Starting at the first line of the data, print each line verbatim up to and including the line bearing "import clsx from 'clsx';", omitting pictures.

"""

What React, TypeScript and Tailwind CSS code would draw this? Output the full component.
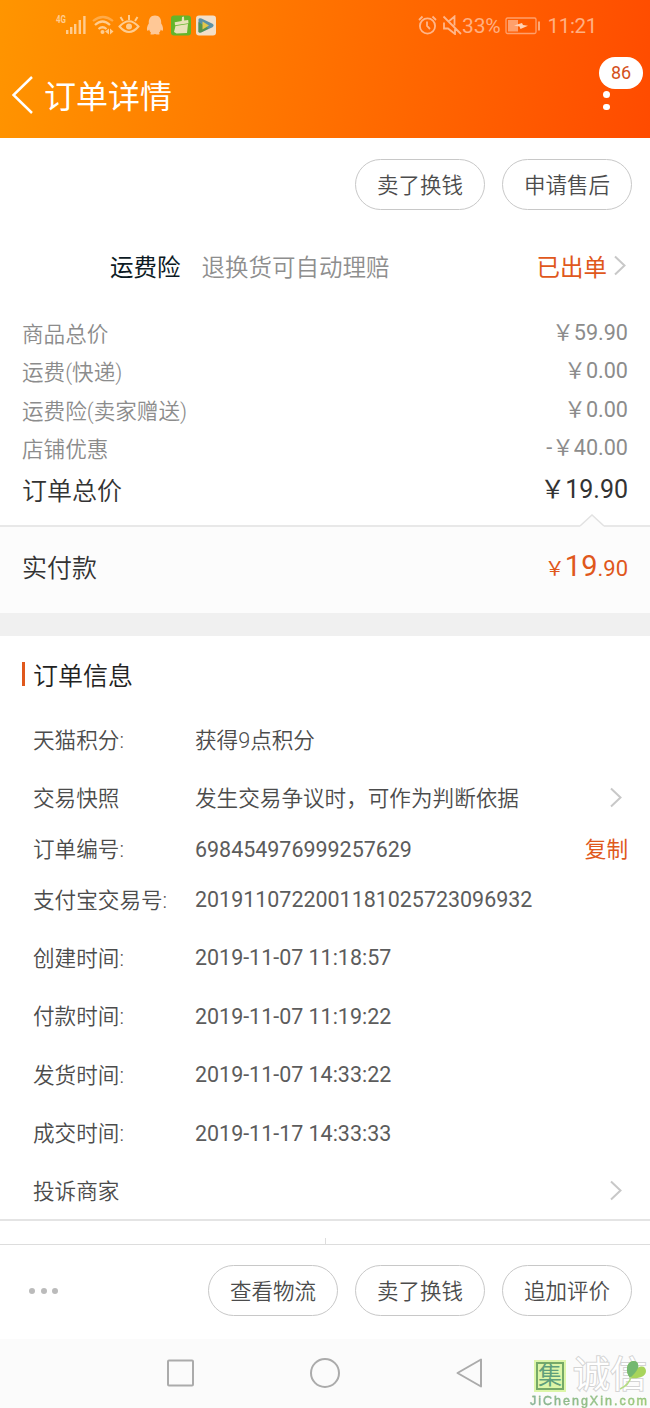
import type { ReactNode } from 'react';
import clsx from 'clsx';

const prices = [
  { label: '商品总价', value: '￥59.90' },
  { label: '运费(快递)', value: '￥0.00' },
  { label: '运费险(卖家赠送)', value: '￥0.00' },
  { label: '店铺优惠', value: '-￥40.00' },
];

interface InfoItem {
  label: string;
  value?: string;
  height: string;
  numeric?: boolean;
  action?: 'arrow' | 'copy';
}

const infoItems: InfoItem[] = [
  { label: '天猫积分:', value: '获得9点积分', height: 'h-[58px]' },
  { label: '交易快照', value: '发生交易争议时，可作为判断依据', height: 'h-[58px]', action: 'arrow' },
  { label: '订单编号:', value: '698454976999257629', height: 'h-11', numeric: true, action: 'copy' },
  { label: '支付宝交易号:', value: '2019110722001181025723096932', height: 'h-[57px]', numeric: true },
  { label: '创建时间:', value: '2019-11-07 11:18:57', height: 'h-[59px]', numeric: true },
  { label: '付款时间:', value: '2019-11-07 11:19:22', height: 'h-[58px]', numeric: true },
  { label: '发货时间:', value: '2019-11-07 14:33:22', height: 'h-[59px]', numeric: true },
  { label: '成交时间:', value: '2019-11-17 14:33:33', height: 'h-[58px]', numeric: true },
  { label: '投诉商家', height: 'h-[57px]', action: 'arrow' },
];

const Arrow = () => (
  <svg className="h-[22px] w-3" viewBox="0 0 12 22" fill="none" stroke="#c8c8c8" strokeWidth="2">
    <path d="M1 1.500l9.500 9L1 19.500" />
  </svg>
);

const PillButton = ({ children }: { children: ReactNode }) => (
  <button className="h-[51px] w-[130px] rounded-full border border-[#c8c8c8] bg-white pt-[3px] text-[21.500px] font-[350] text-[#4c4c4c]">
    {children}
  </button>
);

const StatusBar = () => (
  <div className="flex h-[51px] items-center pr-[53px] pl-[55px] text-[#ffc48a]">
    <svg className="mb-[3px] h-6 w-[162px]" viewBox="0 0 162 24" fill="none">
      <text x="1" y="11" fontSize="10" fontWeight="700" fill="#ffcc8f" textLength="10" lengthAdjust="spacingAndGlyphs">4G</text>
      <path d="M11 18h2.400v4H11zM15 15h2.400v7H15zM19 12h2.400v10H19zM23.600 8h2.400v14h-2.400zM28.200 4h2.400v18h-2.400z" fill="#ffcc8f" />
      {/* wifi */}
      <g stroke="#ffcc8f" strokeWidth="2.200">
        <path d="M38 9q10-8 20 0" opacity=".5" />
        <path d="M40 13q7.500-7 15 0M43.500 17q4-3.500 8 0" />
      </g>
      <circle cx="47.500" cy="20" r="2" fill="#ffcc8f" />
      <path d="M50 19.500l4-3v6zM58.500 19.500l-3.500-3v6z" fill="#ffcc8f" />
      {/* eye */}
      <g stroke="#ffcc8f" strokeWidth="2">
        <path d="M64.500 14.500Q74 4 83.500 14.500 74 25.500 64.500 14.500z" />
        <path d="M74 8V3M68 9l-2.500-4M80 9l2.500-4" />
      </g>
      <circle cx="74" cy="14.500" r="3" fill="#ffcc8f" />
      {/* penguin */}
      <path d="M100 3.500c-4.500 0-6.500 3.500-6.200 8-1.600 2.500-2.300 5-1.600 7 .6.700 1.300 0 1.900-1 .4 1.600 1.200 2.500 2 3.200-2 2.100.5 2.300 3.900 1.300 3.400 1 5.900.8 3.900-1.300.8-.7 1.600-1.600 2-3.200.6 1 1.300 1.700 1.900 1 .7-2 0-4.500-1.600-7 .3-4.500-1.700-8-6.200-8z" fill="#ffc896" />
      {/* cleaner app */}
      <rect x="116" y="3.500" width="20" height="20" rx="3" fill="#63b52b" />
      <path d="M127 5l2-.500.200 4 4-.500.300 3.200-13.500 2-.300-3 7-1.200zM120.500 14l12.500-2L132 21l-10.500.500-2.500-1.500z" fill="#e9e2b8" />
      {/* video app */}
      <rect x="141" y="3.500" width="20" height="20" rx="3" fill="#f3dfc8" />
      <path d="M143.500 7q1-1.200 3-.4l11 5.200q2.200 1.700 0 3.400l-11 5.100q-2 .8-3-.4z" fill="#5d91a5" />
      <path d="M143.500 10v9.900q1 1.200 3 .4l7-3.800z" fill="#57944d" />
      <path d="M147.500 9.500l6.500 4-6.500 4z" fill="#e3c84b" />
    </svg>
    <div className="ml-auto flex items-center">
      <svg className="mb-0.5 h-5 w-[44px]" viewBox="0 0 44 20" fill="none" stroke="#ffb68a" strokeWidth="1.800">
        <circle cx="9.500" cy="11" r="7.600" />
        <path d="M9 6.500V11l3 3M1 5l3.500-3.500M18 5l-3.500-3.500M26 7.500v6h4l7 5.500V14M30 7l6.500-5.500v9M25.500 1.500L43 19" />
      </svg>
      <span className="text-[21px] leading-6 tracking-[-0.200px] text-[#ffb083]">33%</span>
      <svg className="ml-[5px] h-[18px] w-[36px]" viewBox="0 0 36 18" fill="none">
        <rect x="1" y="1" width="30" height="15.500" rx="1.500" stroke="#ffa06b" strokeWidth="1.300" />
        <path d="M3 3h10v11.500H3z" fill="#ffa06b" />
        <path d="M9 8.500L17 6l1 2 5 .8L15.500 12l-1-2.500z" fill="#ffd2b5" />
        <path d="M33 4.500h2v9h-2z" fill="#ffa875" />
      </svg>
      <span className="ml-[6px] text-[20.500px] leading-6 tracking-[-0.300px] text-[#ffb083]">11:21</span>
    </div>
  </div>
);

const Header = () => (
  <header className="relative h-[138px] bg-[linear-gradient(100deg,#ff9500_0%,#ff7200_48%,#ff4b00_100%)]">
    <StatusBar />
    <div className="flex h-[87px] items-center pl-3 text-white">
      <svg className="h-[38px] w-[21px]" viewBox="0 0 21 38" fill="none" stroke="currentColor" strokeWidth="2.500">
        <path d="M20 1L1.500 19 20 37" />
      </svg>
      <h1 className="ml-[11px] pt-1 text-[32px] leading-none">订单详情</h1>
    </div>
    <div className="absolute top-[91px] left-[603px] flex flex-col gap-[6px]">
      <i className="size-[6.500px] rounded-full bg-white" />
      <i className="size-[6.500px] rounded-full bg-white" />
    </div>
    <span className="absolute top-[57px] left-[599px] flex h-8 w-[44px] items-center justify-center rounded-full bg-white text-[18px] text-[#d4511b]">
      86
    </span>
  </header>
);

const App = () => {
  return (
    <div className="flex h-[1408px] w-[650px] flex-col overflow-hidden bg-white font-['Roboto','Noto_Sans_CJK_SC',sans-serif] text-[21.600px] leading-none">
      <Header />

      <div className="flex h-[92px] items-center justify-end gap-[17px] pr-[18px]">
        <PillButton>卖了换钱</PillButton>
        <PillButton>申请售后</PillButton>
      </div>

      <div className="flex h-[71px] items-center pr-6 pl-[110px] text-[23.500px]">
        <span className="pt-[7px] text-[#0c1a24]">运费险</span>
        <span className="ml-[21px] pt-[7px] font-[350] text-[#8e8e8e]">退换货可自动理赔</span>
        <span className="mr-[7px] ml-auto pt-[7px] text-[#e0581c]">已出单</span>
        <Arrow />
      </div>

      {/* Price breakdown */}
      <div className="h-[224px] px-[22px] pt-[13px]">
        {prices.map((item) => (
          <div key={item.label} className="flex h-[38.500px] items-center justify-between text-[#8c8c8c]">
            <span className="pt-[3px] font-[350]">{item.label}</span>
            <span className="pb-px">{item.value}</span>
          </div>
        ))}
        <div className="flex h-11 items-center justify-between text-[25px] text-[#333]">
          <span className="pt-0.5 font-[350]">订单总价</span>
          <span className="pb-[2px]">￥19.90</span>
        </div>
      </div>

      {/* Amount paid */}
      <div className="relative flex h-[88px] items-center justify-between border-t-2 border-[#e8e8e8] bg-[#fcfcfc] px-[22px] pb-[4px] text-[25px] text-[#333]">
        <svg className="absolute -top-[13px] left-[580px] h-[14px] w-6" viewBox="0 0 24 14" fill="#fcfcfc">
          <path d="M0 12L12 1l12 11v2H0z" />
          <path d="M0 12L12 1l12 11" fill="none" stroke="#e2e2e2" strokeWidth="1.500" />
        </svg>
        <span className="font-[350]">实付款</span>
        <span className="pb-1 text-[22px] text-[#e0581c]">
          <span className="text-[20px]">￥</span>
          <span className="text-[29px]">19</span>.90
        </span>
      </div>
      <div className="h-[23px] bg-[#f0f0f0]" />

      {/* Order info */}
      <div className="flex h-[75px] items-center pl-[22px]">
        <i className="h-6 w-[3px] bg-[#e0581c]" />
        <h2 className="ml-2 pt-[5px] text-[25px] font-[350] text-[#222]">订单信息</h2>
      </div>
      {infoItems.map((item) => (
        <div key={item.label} className={clsx('flex shrink-0 items-center pr-[22px] pl-[33px]', item.height)}>
          <span className="w-[162px] pt-0.5 font-[350] whitespace-nowrap text-[#4c4c4c]">{item.label}</span>
          <span
            className={clsx(
              'whitespace-nowrap',
              item.numeric ? 'pt-px text-[21.450px] text-[#5c5c5c]' : 'pt-0.5 font-[350] text-[#4c4c4c]'
            )}
          >
            {item.value}
          </span>
          {item.action === 'arrow' && (
            <span className="mr-1.5 ml-auto">
              <Arrow />
            </span>
          )}
          {item.action === 'copy' && <button className="ml-auto pt-0.5 text-[#e0581c]">复制</button>}
        </div>
      ))}

      <div className="flex h-[25px] shrink-0 items-end justify-center border-t-2 border-[#e4e4e4]">
        <i className="h-1.5 w-px bg-[#ddd]" />
      </div>

      <div className="flex h-[95px] shrink-0 items-center border-t border-[#ddd] pr-[18px] pb-[3px] pl-[29px]">
        <div className="flex gap-[5.500px]">
          <i className="size-1.5 rounded-full bg-[#bbb]" />
          <i className="size-1.5 rounded-full bg-[#bbb]" />
          <i className="size-1.5 rounded-full bg-[#bbb]" />
        </div>
        <div className="ml-auto flex gap-[17px]">
          <PillButton>查看物流</PillButton>
          <PillButton>卖了换钱</PillButton>
          <PillButton>追加评价</PillButton>
        </div>
      </div>

      {/* System navigation */}
      <nav className="relative flex h-[69px] shrink-0 items-center justify-center bg-[#fbfbfb]">
        <svg className="h-8 w-[316px]" viewBox="0 0 316 32" fill="none" stroke="#ababab" strokeWidth="2">
          <rect x="1" y="2.500" width="25" height="25" rx="1" />
          <circle cx="158" cy="15" r="14" />
          <path d="M314 1.500v27L290.500 15z" strokeLinejoin="round" />
        </svg>
        <div className="absolute top-[20px] left-[530px] w-[120px]">
          <div className="flex h-[33px] items-center">
            <span className="ml-1 flex size-8 items-center justify-center bg-[#dcf5a8]">
              <span className="flex size-7 items-center justify-center border-2 border-[#76a968] pt-px text-[24px] text-[#5f9e7b]">
                集
              </span>
            </span>
            <span className="ml-[7px] text-[37px] leading-8 font-[350] whitespace-nowrap text-white [-webkit-text-stroke:2px_#d4d4d4] [paint-order:stroke_fill]">
              诚信
            </span>
          </div>
          <svg className="absolute top-0 left-[88px] h-8 w-8" viewBox="0 0 32 32">
            <path d="M12 19C7 13 8 3 15 2c4-.5 6 3 5 7 4-3 8-1 8 3 0 6-8 8-16 7z" fill="#a8d45b" />
            <path d="M12 19C7 13 8 3 15 2c4-.5 6 3 5 7-1 3-4 6-8 10z" fill="#74b870" />
            <path d="M13 18Q11 26 2 30" fill="none" stroke="#b4dc82" strokeWidth="1.500" />
          </svg>
          <div className="mt-[3px] bg-linear-to-r from-[#86ad9d] to-[#a6d46c] bg-clip-text font-['Liberation_Sans',sans-serif] text-[12.500px] leading-[13px] tracking-[2px] whitespace-nowrap text-transparent [-webkit-text-stroke:0.300px_#8fbd86]">
            JiChengXin.com
          </div>
        </div>
      </nav>
    </div>
  );
};

export default App;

"""

*ANSWER*
What React, TypeScript and Tailwind CSS code would draw this? Output the full component.
import type { ReactNode } from 'react';
import clsx from 'clsx';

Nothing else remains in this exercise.